Electronic – Spikes, surges and noise sources in LTSpice

ltspicepspicespice

I am attempting to simulate a DC-DC power supply in LTSpice (using LT3748, 48V in, 5V 3A out).

There is concern about the amount of noise that will be on the 48V input rail, and so we want to simulate with a noisy input (exact figures on the noise levels are also part of my research, but that will be a different question).

To simulate the noise on the power rail I started with something similar to the answer given to this question:
How do you simulate voltage noise with LTSpice?
Using two voltage sources to give the power, separated from each other with resistors:
Two input voltages, each leading into 100R resistors before power rail

This then gives a noisy output based on what SIG and NOISE are set to. My question is; if I know what I want to have on the power rail, how do I set the voltages of NOISE to give me the spike etc that I want? The current draw will clearly play a part, but that is part of what I'm trying to measure. Is there a way to work out what my voltage spikes on V2 should be to get a 200V surge spike on the IN rail based on the value of R9 and R8?

I should add that the NOISE simulation in LTSpice is not really what I am after, I am looking more at surges and spike than noise. There is also an issue with the model of LT3748 (and error about it being time dependant is raised), and so the voltages on OUT are not correctly modelled.

(While this is an isolated supply, I haven't isolated the grounds on either side just to make it that bit quicker to draw).

EDIT: I realise that when I've been saying "noise", that has been wrong. I should have used "surges" and "transients", as they are a better description of what I'm interested in. So the question would be better phrased "how do I put a surge onto my input rail?". With that as the question, PlasmaHH probably has a good answer; putting two supplies in series with one another so that my stable 48V has the pulses put on top of it.

Best Answer

I concur with @PlasmaHH's idea for the usage of PWL. If you only need a few data points, use the PWL source type directly. Otherwise, put the values into a text file and feed that to the PWL. Excel is nice for this, export as .csv file. That way, any kind of data you can imagine can be converted to a voltage.
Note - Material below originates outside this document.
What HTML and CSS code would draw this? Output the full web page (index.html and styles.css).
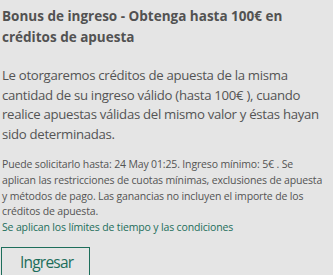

This can also work for other primitives besides voltage. Say you wanted a wildly-varying resistance:

  • Create a new voltage source, say V3. Ground one end of it.
  • Create a new net label, say V3val, and wire it to the V3 source.
  • Put the data points into the PWL file of V3 (use whole integers, not "10k".)
  • Add a resistor say R5, and change it's "R" value to "R=V(V3val)".

Then R5's resistance will be modeled as the "voltage" generated by V3.